Pożar hali w Przylepie, w której składowane były niebezpieczne odpady, miał miejsce pod koniec lipca 2023 roku. Trwał kilka dni i był jednym z największych pożarów w historii Zielonej Góry. Efektem jest skażenie środowiska na powierzchni 65 hektarów.
Zdaniem biegłych, którzy badali skutki tego zdarzenia, przez pożar w hali w Przylepie doszło do skażenia środowiska na powierzchni 65 hektarów. Jak powiedziała na koferencji prasowej Ewa Antonowicz, Rzecznika Prasowego Prokurator Prokuratury Okręgowej w Zielonej Górze, jest to obszar miasta Zielona Góra w stronę Czerwieńska.
Wśród zanieczyszczeń znajdują się węglowodory ropopochodne. Skażenie dotyczy przede wszystkim gleby i wody. W rzece Gęśnik, która przepływa przez Przylep, stwierdzono wysokie stężenia metali ciężkich. W osadach dennych rzeki znajdują się również substancje rakotwórcze a ich wskaźniki są wyższe niż bezpośrednio po pożarze.
Pożar hali w Przylepie skaził 65 hektarów: Negatywne skutki mogą ujawnić się nawet po kilku latach
Biegły wskazał, że narażenie inhalacyjne na oddziaływanie substancji rakotwórczych powoduje możliwość kumulowania się tych substancji w tkankach oraz zwiększa ryzyko zachorowań na choroby nowotworowe. Negatywne zjawiska mogą występować w znacznym przedziale czasowym i ujawniać się nawet po kilku latach.
W sprawie pożaru w Przylepie zapadły już pierwsze wyroki. W grudniu ubiegłego roku zapadł nieprawomocny wyrok, którym skazano oskarżonych na kary od 3 do 5 lat bezwzględnego pozbawienia wolności oraz wielomilionowe nawiązki. Skazano również dwóch urzędników starostwa powiatowego, którzy dopuścili się zaniedbań w związku z wydawaniem decyzji o pozwoleniu na składowanie odpadów. W stosunku do urzędników wymierzono kary 8 miesięcy pozbawienia wolności z warunkowym zawieszeniem jej wykonania na okres 2 lat próby.

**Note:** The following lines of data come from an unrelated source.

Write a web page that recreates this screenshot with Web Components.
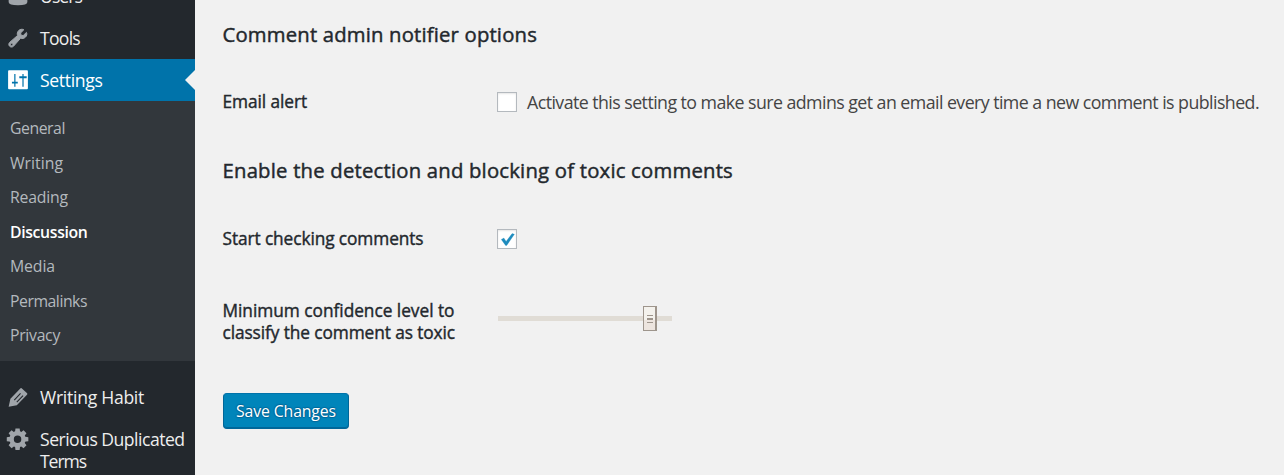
<!DOCTYPE html>
<html lang="en">
<head>
<meta charset="utf-8">
<title>Discussion Settings</title>
<style>
html,body{margin:0;height:100%;overflow:hidden}
body{font-family:"Open Sans","Noto Sans",sans-serif;background:#f1f1f1;color:#23282d}
</style>
</head>
<body>
<settings-page></settings-page>
<script>
const define = (name, html, setup) => {
  const t = document.createElement('template');
  t.innerHTML = html;
  customElements.define(name, class extends HTMLElement {
    constructor() {
      super();
      this.attachShadow({ mode: 'open' }).append(t.content.cloneNode(true));
    }
    connectedCallback() { if (setup) setup(this, this.shadowRoot); }
  });
};

// One line of text tracked to a given width.
define('fit-text', `<style>:host{display:block;white-space:nowrap;font-variant-ligatures:none}span{display:inline-block}</style><span><slot></slot></span>`,
  (el, root) => {
    const span = root.querySelector('span');
    const n = el.textContent.length;
    const natural = span.getBoundingClientRect().width;
    span.style.letterSpacing = ((+el.getAttribute('width') - natural) / n).toFixed(3) + 'px';
  });

const icons = {
  users: '<path d="M1.500 12h17v3.500q0 3-8.500 3t-8.500-3z"/>',
  tools: '<path stroke="currentColor" stroke-width=".9" d="M16.7 9.3c-1.2 1.2-2.9 1.500-4.400 1l-6.400 7.200c-1 1-2.600 1-3.500 0-1-1-1-2.500 0-3.500l7.200-6.300c-.6-1.500-.2-3.200 1-4.500C11.800 2 13.800 1.700 15.300 2.500l-2.900 2.900.3 2 2 .4 3-2.900c.7 1.500.3 3.200-1 4.400zM5 16.800c.5-.5.5-1.200 0-1.600-.4-.5-1.100-.5-1.600 0-.4.4-.4 1.100 0 1.600.5.400 1.200.400 1.600 0z" fill-rule="evenodd"/>',
  settings: '<path fill-rule="evenodd" d="M1.800 1.200h16.400q.8 0 .8.800v15.600q0 .8-.8.8H1.800q-.8 0-.8-.8V2q0-.8.800-.8zM6.600 4.500v7H4.500v1.700h2.100v2.900h1.100v-2.900h2.100v-1.700H7.700v-7zM14 4.500v2.100h-2.800v1.700H14v7.800h1.100V8.300h2.800V6.600h-2.800V4.500z"/>',
  edit: '<path d="M13.300 2.100l5 4.600q.5.700-.1 1.300l-9.300 9.600-7.400 1.300 1.600-7.200 9.200-9.600q.5-.5 1 0z"/><path d="M6.600 12.800l5.700-6M8.900 14.700l5.700-6" stroke="#23282d" stroke-width="1" fill="none"/>',
  gear: '<g transform="translate(9.600 10.200)"><circle r="5.400" fill="none" stroke="currentColor" stroke-width="4"/><path d="M-1.900-9.800h3.800l.5 4h-4.800zM-1.900 9.800h3.800l.5-4h-4.800zM-9.800-1.900v3.800l4 .5v-4.800zM9.800-1.900v3.800l-4 .5v-4.800z"/><path transform="rotate(45)" d="M-1.900-9.600h3.800l.5 4h-4.800zM-1.900 9.600h3.800l.5-4h-4.800zM-9.600-1.900v3.800l4 .5v-4.800zM9.600-1.900v3.800l-4 .5v-4.800z"/></g>'
};
define('menu-icon', `<style>:host{display:block;width:22px;height:22px}svg{display:block;width:100%;height:100%;fill:currentColor;overflow:visible}</style><svg viewBox="0 0 20 20"></svg>`,
  (el, root) => { root.querySelector('svg').innerHTML = icons[el.getAttribute('name')] || ''; });

define('menu-item', `<style>
:host{display:flex;align-items:flex-start;position:relative;box-sizing:border-box;min-height:42.400px;padding:10.700px 0 9.700px 6.500px;gap:11.500px;color:#eee;font-size:17.600px;line-height:22px}
menu-icon{color:#a0a5aa}
:host([current]){background:#0073aa;color:#fff}
:host([current]) menu-icon{color:#fff}
:host([current])::after{content:"";position:absolute;right:0;top:11px;border:10px solid transparent;border-left:0;border-right-color:#f1f1f1}
</style><menu-icon></menu-icon><div><slot></slot></div>`,
  (el, root) => {
    const icon = root.querySelector('menu-icon');
    icon.setAttribute('name', el.getAttribute('icon'));
    icon.shadowRoot.querySelector('svg').innerHTML = icons[el.getAttribute('icon')];
  });

define('sub-item', `<style>:host{display:block;padding-left:10px;font-size:15.800px;line-height:34.500px;color:#b4b9be}:host([current]){color:#fff;font-weight:600}</style><slot></slot>`);

define('admin-menu', `<style>
:host{display:block;width:195px;height:475px;background:#23282d;overflow:hidden;flex:none}
.menu{margin-top:-26px}
.sub{background:#32373c;padding:10px 0 8.500px;height:241.500px}
.gap{height:13.700px}
</style>
<div class="menu">
<menu-item icon="users"><fit-text width="42">Users</fit-text></menu-item>
<menu-item icon="tools"><fit-text width="40">Tools</fit-text></menu-item>
<menu-item icon="settings" current><fit-text width="62.500">Settings</fit-text></menu-item>
<div class="sub">
<sub-item><fit-text width="55">General</fit-text></sub-item>
<sub-item><fit-text width="53">Writing</fit-text></sub-item>
<sub-item><fit-text width="58">Reading</fit-text></sub-item>
<sub-item current><fit-text width="77.500">Discussion</fit-text></sub-item>
<sub-item><fit-text width="45">Media</fit-text></sub-item>
<sub-item><fit-text width="77">Permalinks</fit-text></sub-item>
<sub-item><fit-text width="50">Privacy</fit-text></sub-item>
</div>
<div class="gap"></div>
<menu-item icon="edit"><fit-text width="104">Writing Habit</fit-text></menu-item>
<menu-item icon="gear"><fit-text width="144.500">Serious Duplicated</fit-text><fit-text width="46">Terms</fit-text></menu-item>
</div>`);

define('section-title', `<style>:host{display:block;font-size:20.300px;line-height:28px;-webkit-text-stroke:.45px currentColor}</style><slot></slot>`);

define('form-row', `<style>
:host{display:grid;grid-template-columns:275px 1fr;align-items:start}
.label{font-size:17.300px;line-height:22px;-webkit-text-stroke:.4px currentColor}
</style><div class="label"><slot name="label"></slot></div><slot></slot>`);

define('check-box', `<style>
:host{display:flex;gap:10px;align-items:center;height:20px;color:#444;font-size:17.800px;line-height:24px}
i{box-sizing:border-box;width:20px;height:20px;border:1px solid #b4b9be;background:#fff;box-shadow:inset 0 1px 2px rgba(0,0,0,.1);flex:none}
svg{display:none;width:18px;height:18px}
:host([checked]) svg{display:block}
</style><i><svg viewBox="0 0 18 18"><path d="M3.300 9.400l2.600-1.300 2.200 3.400 6-7.900 2.300.7-7.700 11.100H7.600z" fill="#1e8cbe" stroke="#1e8cbe" stroke-width=".3"/></svg></i><slot></slot>`);

define('range-slider', `<style>
:host{display:flex;align-items:center;width:174px;height:25px}
.track{flex:1;height:5px;background:#e0dcd5}
.track:last-child{flex:none;width:15px}
.thumb{box-sizing:border-box;width:14px;height:25px;border:1px solid #9e958c;border-right-width:2px;background:linear-gradient(#f4f2ed 13px,#ede5df 13px);display:flex;flex-direction:column;align-items:center;padding-top:8px;gap:2px}
b{width:6px;height:1px;background:#9e958c}b:nth-child(2){height:2px}
</style><div class="track"></div><div class="thumb"><b></b><b></b><b></b></div><div class="track"></div>`);

define('primary-button', `<style>
:host{display:block}
button{box-sizing:border-box;display:flex;align-items:center;width:126px;height:36px;padding:0 0 0 12px;border:1px solid;border-color:#0073aa #006799 #006799;border-radius:4px;background:#0085ba;box-shadow:inset 0 -1px 0 #006799;color:#fff;font:15.800px/24px "Open Sans","Noto Sans",sans-serif;text-shadow:0 -1px 1px #006799,1px 0 1px #006799,0 1px 1px #006799,-1px 0 1px #006799}
</style><button><slot></slot></button>`);

define('settings-form', `<style>
:host{display:block;padding:20px 0 0 27.500px;flex:1}
.r1{margin-top:43px}.h2{margin-top:43px}.r2{margin-top:44px}.r3{margin-top:50px}
check-box{margin-top:1px;margin-left:-.500px}range-slider{margin-top:6px;margin-left:.500px}
.save{margin:49px 0 0 .500px}
</style>
<section-title><fit-text width="314.500">Comment admin notifier options</fit-text></section-title>
<form-row class="r1"><fit-text slot="label" width="84.500">Email alert</fit-text><check-box><fit-text width="732">Activate this setting to make sure admins get an email every time a new comment is published.</fit-text></check-box></form-row>
<section-title class="h2"><fit-text width="510.500">Enable the detection and blocking of toxic comments</fit-text></section-title>
<form-row class="r2"><fit-text slot="label" width="201">Start checking comments</fit-text><check-box checked></check-box></form-row>
<form-row class="r3"><div slot="label"><fit-text width="232">Minimum confidence level to</fit-text><fit-text width="232.500">classify the comment as toxic</fit-text></div><range-slider></range-slider></form-row>
<primary-button class="save"><fit-text width="100">Save Changes</fit-text></primary-button>`);

define('settings-page', `<style>:host{display:flex;width:1284px;height:475px;overflow:hidden;background:#f1f1f1}</style><admin-menu></admin-menu><settings-form></settings-form>`);
</script>
</body>
</html>
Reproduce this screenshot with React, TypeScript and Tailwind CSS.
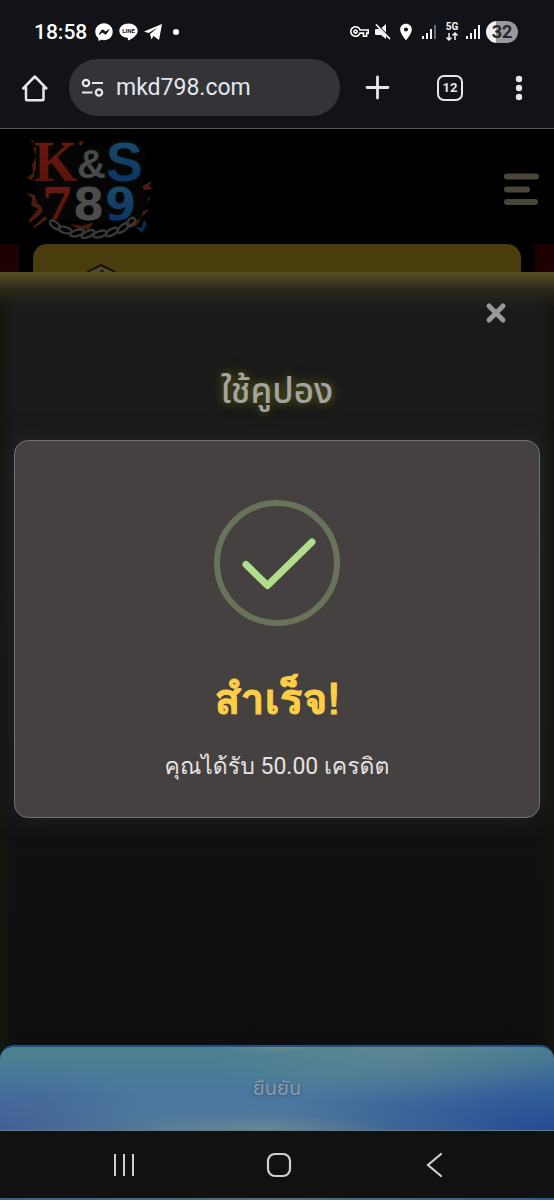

W ramach prowadzonych czynności w dalszym ciągu przesłuchiwani są świadkowie oraz gromadzona dokumentacja. Prokuratura oczekuje również na opinię biegłych z zakresu pożarnictwa w celu ustalenia przyczyn zaistnienia zdarzenia.
Obecnie wciąż trwają prace nad usunięciem zanieczyszczeń powstałych w wyniku pożaru ale proces ten jest trudny i kosztowny.